> [Recorded data]:
+++

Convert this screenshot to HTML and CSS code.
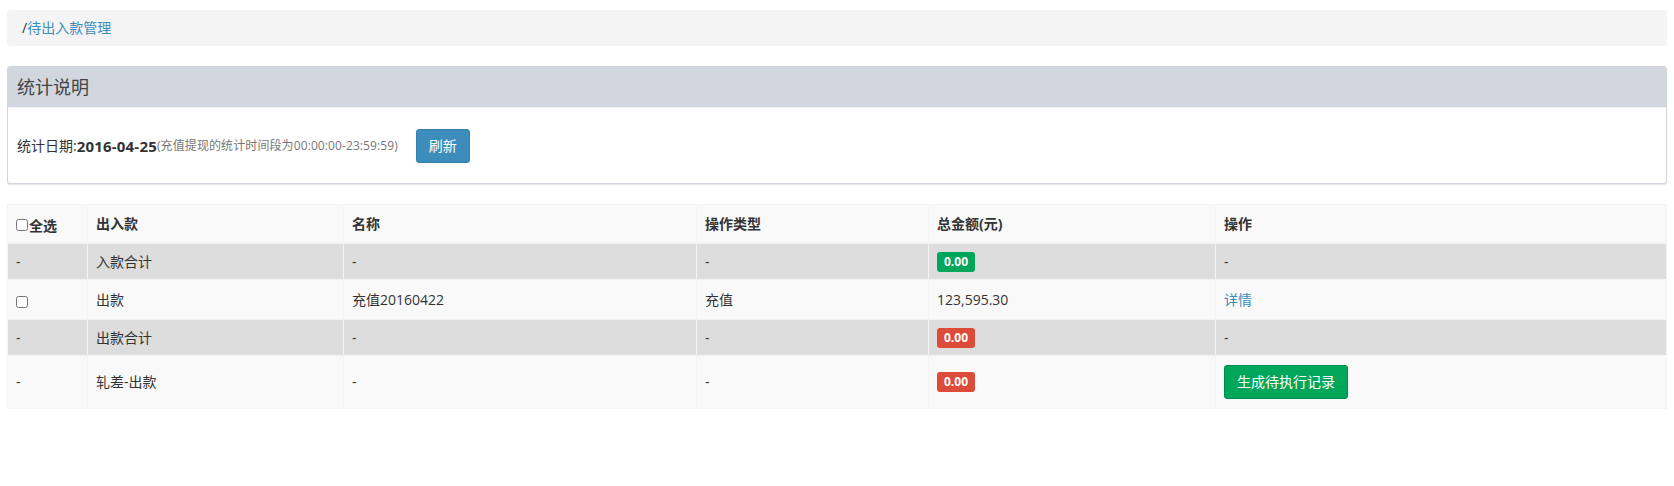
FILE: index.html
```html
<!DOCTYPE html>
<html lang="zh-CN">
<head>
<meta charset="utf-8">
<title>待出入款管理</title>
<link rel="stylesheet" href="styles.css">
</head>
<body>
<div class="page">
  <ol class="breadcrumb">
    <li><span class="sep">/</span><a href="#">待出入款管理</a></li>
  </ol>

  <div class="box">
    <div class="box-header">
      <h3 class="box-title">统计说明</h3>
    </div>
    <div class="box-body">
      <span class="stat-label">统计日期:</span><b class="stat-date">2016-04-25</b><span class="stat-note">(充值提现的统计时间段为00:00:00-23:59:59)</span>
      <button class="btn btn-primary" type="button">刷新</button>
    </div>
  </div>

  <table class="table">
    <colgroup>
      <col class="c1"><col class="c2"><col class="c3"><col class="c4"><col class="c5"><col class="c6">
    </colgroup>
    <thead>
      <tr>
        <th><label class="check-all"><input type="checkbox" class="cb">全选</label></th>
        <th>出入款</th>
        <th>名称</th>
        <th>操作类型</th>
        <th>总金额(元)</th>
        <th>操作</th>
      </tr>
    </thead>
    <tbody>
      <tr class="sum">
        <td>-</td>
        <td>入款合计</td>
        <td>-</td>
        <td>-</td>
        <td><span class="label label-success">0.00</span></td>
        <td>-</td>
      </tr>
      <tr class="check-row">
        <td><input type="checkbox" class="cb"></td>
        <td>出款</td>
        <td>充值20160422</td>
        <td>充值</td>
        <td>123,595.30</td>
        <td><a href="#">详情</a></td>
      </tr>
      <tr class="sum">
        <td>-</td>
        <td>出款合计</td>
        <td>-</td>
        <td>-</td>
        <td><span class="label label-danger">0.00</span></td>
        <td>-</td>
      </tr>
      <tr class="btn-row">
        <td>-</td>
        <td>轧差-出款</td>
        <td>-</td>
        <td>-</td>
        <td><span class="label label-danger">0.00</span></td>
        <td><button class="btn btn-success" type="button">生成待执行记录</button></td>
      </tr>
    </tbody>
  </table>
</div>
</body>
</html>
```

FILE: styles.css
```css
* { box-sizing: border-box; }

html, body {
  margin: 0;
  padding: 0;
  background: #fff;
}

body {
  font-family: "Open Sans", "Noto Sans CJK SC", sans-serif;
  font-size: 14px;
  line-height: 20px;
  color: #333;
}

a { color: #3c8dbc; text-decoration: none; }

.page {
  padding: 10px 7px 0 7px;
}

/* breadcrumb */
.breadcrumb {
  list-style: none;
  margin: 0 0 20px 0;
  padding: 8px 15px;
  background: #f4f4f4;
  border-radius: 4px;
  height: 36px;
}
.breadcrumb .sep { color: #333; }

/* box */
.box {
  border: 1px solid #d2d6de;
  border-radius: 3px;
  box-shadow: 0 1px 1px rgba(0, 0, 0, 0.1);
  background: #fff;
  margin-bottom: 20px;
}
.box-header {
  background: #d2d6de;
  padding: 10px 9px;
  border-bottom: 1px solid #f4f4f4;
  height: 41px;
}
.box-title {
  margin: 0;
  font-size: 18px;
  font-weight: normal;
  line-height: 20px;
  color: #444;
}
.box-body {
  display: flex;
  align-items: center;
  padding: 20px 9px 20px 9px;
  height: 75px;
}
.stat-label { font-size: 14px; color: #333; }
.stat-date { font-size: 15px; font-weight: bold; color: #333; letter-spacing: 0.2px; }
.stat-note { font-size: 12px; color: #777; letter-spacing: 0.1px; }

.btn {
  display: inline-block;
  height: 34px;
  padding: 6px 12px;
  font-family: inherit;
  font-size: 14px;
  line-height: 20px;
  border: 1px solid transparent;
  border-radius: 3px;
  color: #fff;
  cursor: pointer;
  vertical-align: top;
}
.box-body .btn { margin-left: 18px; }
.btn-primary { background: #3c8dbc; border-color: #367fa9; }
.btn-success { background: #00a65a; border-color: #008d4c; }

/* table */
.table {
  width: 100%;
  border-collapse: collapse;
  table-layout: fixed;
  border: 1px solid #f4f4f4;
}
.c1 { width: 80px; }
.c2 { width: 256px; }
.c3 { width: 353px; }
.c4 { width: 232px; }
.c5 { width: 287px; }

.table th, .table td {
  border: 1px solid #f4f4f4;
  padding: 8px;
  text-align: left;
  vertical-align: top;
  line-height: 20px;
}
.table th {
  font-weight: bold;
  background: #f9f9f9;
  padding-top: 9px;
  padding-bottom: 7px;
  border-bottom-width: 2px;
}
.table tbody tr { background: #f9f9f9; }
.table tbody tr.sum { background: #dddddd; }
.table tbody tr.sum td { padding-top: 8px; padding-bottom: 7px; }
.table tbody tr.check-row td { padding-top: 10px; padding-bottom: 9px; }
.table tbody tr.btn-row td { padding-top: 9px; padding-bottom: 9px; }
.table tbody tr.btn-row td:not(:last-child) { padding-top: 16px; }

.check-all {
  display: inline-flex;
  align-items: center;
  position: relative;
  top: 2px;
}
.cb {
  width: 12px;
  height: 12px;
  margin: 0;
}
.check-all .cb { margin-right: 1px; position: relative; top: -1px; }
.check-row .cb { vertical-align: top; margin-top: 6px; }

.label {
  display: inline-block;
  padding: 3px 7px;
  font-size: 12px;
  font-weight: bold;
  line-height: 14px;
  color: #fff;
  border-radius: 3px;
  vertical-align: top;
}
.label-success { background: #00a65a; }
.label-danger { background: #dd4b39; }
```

+++

> [Required work]: Transcribe the full listing character for character. Pictures are excluded.

> [Result of this task]:
Convert this screenshot to HTML and CSS code.
FILE: index.html
```html
<!DOCTYPE html>
<html lang="zh-CN">
<head>
<meta charset="utf-8">
<title>待出入款管理</title>
<link rel="stylesheet" href="styles.css">
</head>
<body>
<div class="page">
  <ol class="breadcrumb">
    <li><span class="sep">/</span><a href="#">待出入款管理</a></li>
  </ol>

  <div class="box">
    <div class="box-header">
      <h3 class="box-title">统计说明</h3>
    </div>
    <div class="box-body">
      <span class="stat-label">统计日期:</span><b class="stat-date">2016-04-25</b><span class="stat-note">(充值提现的统计时间段为00:00:00-23:59:59)</span>
      <button class="btn btn-primary" type="button">刷新</button>
    </div>
  </div>

  <table class="table">
    <colgroup>
      <col class="c1"><col class="c2"><col class="c3"><col class="c4"><col class="c5"><col class="c6">
    </colgroup>
    <thead>
      <tr>
        <th><label class="check-all"><input type="checkbox" class="cb">全选</label></th>
        <th>出入款</th>
        <th>名称</th>
        <th>操作类型</th>
        <th>总金额(元)</th>
        <th>操作</th>
      </tr>
    </thead>
    <tbody>
      <tr class="sum">
        <td>-</td>
        <td>入款合计</td>
        <td>-</td>
        <td>-</td>
        <td><span class="label label-success">0.00</span></td>
        <td>-</td>
      </tr>
      <tr class="check-row">
        <td><input type="checkbox" class="cb"></td>
        <td>出款</td>
        <td>充值20160422</td>
        <td>充值</td>
        <td>123,595.30</td>
        <td><a href="#">详情</a></td>
      </tr>
      <tr class="sum">
        <td>-</td>
        <td>出款合计</td>
        <td>-</td>
        <td>-</td>
        <td><span class="label label-danger">0.00</span></td>
        <td>-</td>
      </tr>
      <tr class="btn-row">
        <td>-</td>
        <td>轧差-出款</td>
        <td>-</td>
        <td>-</td>
        <td><span class="label label-danger">0.00</span></td>
        <td><button class="btn btn-success" type="button">生成待执行记录</button></td>
      </tr>
    </tbody>
  </table>
</div>
</body>
</html>
```

FILE: styles.css
```css
* { box-sizing: border-box; }

html, body {
  margin: 0;
  padding: 0;
  background: #fff;
}

body {
  font-family: "Open Sans", "Noto Sans CJK SC", sans-serif;
  font-size: 14px;
  line-height: 20px;
  color: #333;
}

a { color: #3c8dbc; text-decoration: none; }

.page {
  padding: 10px 7px 0 7px;
}

/* breadcrumb */
.breadcrumb {
  list-style: none;
  margin: 0 0 20px 0;
  padding: 8px 15px;
  background: #f4f4f4;
  border-radius: 4px;
  height: 36px;
}
.breadcrumb .sep { color: #333; }

/* box */
.box {
  border: 1px solid #d2d6de;
  border-radius: 3px;
  box-shadow: 0 1px 1px rgba(0, 0, 0, 0.1);
  background: #fff;
  margin-bottom: 20px;
}
.box-header {
  background: #d2d6de;
  padding: 10px 9px;
  border-bottom: 1px solid #f4f4f4;
  height: 41px;
}
.box-title {
  margin: 0;
  font-size: 18px;
  font-weight: normal;
  line-height: 20px;
  color: #444;
}
.box-body {
  display: flex;
  align-items: center;
  padding: 20px 9px 20px 9px;
  height: 75px;
}
.stat-label { font-size: 14px; color: #333; }
.stat-date { font-size: 15px; font-weight: bold; color: #333; letter-spacing: 0.2px; }
.stat-note { font-size: 12px; color: #777; letter-spacing: 0.1px; }

.btn {
  display: inline-block;
  height: 34px;
  padding: 6px 12px;
  font-family: inherit;
  font-size: 14px;
  line-height: 20px;
  border: 1px solid transparent;
  border-radius: 3px;
  color: #fff;
  cursor: pointer;
  vertical-align: top;
}
.box-body .btn { margin-left: 18px; }
.btn-primary { background: #3c8dbc; border-color: #367fa9; }
.btn-success { background: #00a65a; border-color: #008d4c; }

/* table */
.table {
  width: 100%;
  border-collapse: collapse;
  table-layout: fixed;
  border: 1px solid #f4f4f4;
}
.c1 { width: 80px; }
.c2 { width: 256px; }
.c3 { width: 353px; }
.c4 { width: 232px; }
.c5 { width: 287px; }

.table th, .table td {
  border: 1px solid #f4f4f4;
  padding: 8px;
  text-align: left;
  vertical-align: top;
  line-height: 20px;
}
.table th {
  font-weight: bold;
  background: #f9f9f9;
  padding-top: 9px;
  padding-bottom: 7px;
  border-bottom-width: 2px;
}
.table tbody tr { background: #f9f9f9; }
.table tbody tr.sum { background: #dddddd; }
.table tbody tr.sum td { padding-top: 8px; padding-bottom: 7px; }
.table tbody tr.check-row td { padding-top: 10px; padding-bottom: 9px; }
.table tbody tr.btn-row td { padding-top: 9px; padding-bottom: 9px; }
.table tbody tr.btn-row td:not(:last-child) { padding-top: 16px; }

.check-all {
  display: inline-flex;
  align-items: center;
  position: relative;
  top: 2px;
}
.cb {
  width: 12px;
  height: 12px;
  margin: 0;
}
.check-all .cb { margin-right: 1px; position: relative; top: -1px; }
.check-row .cb { vertical-align: top; margin-top: 6px; }

.label {
  display: inline-block;
  padding: 3px 7px;
  font-size: 12px;
  font-weight: bold;
  line-height: 14px;
  color: #fff;
  border-radius: 3px;
  vertical-align: top;
}
.label-success { background: #00a65a; }
.label-danger { background: #dd4b39; }
```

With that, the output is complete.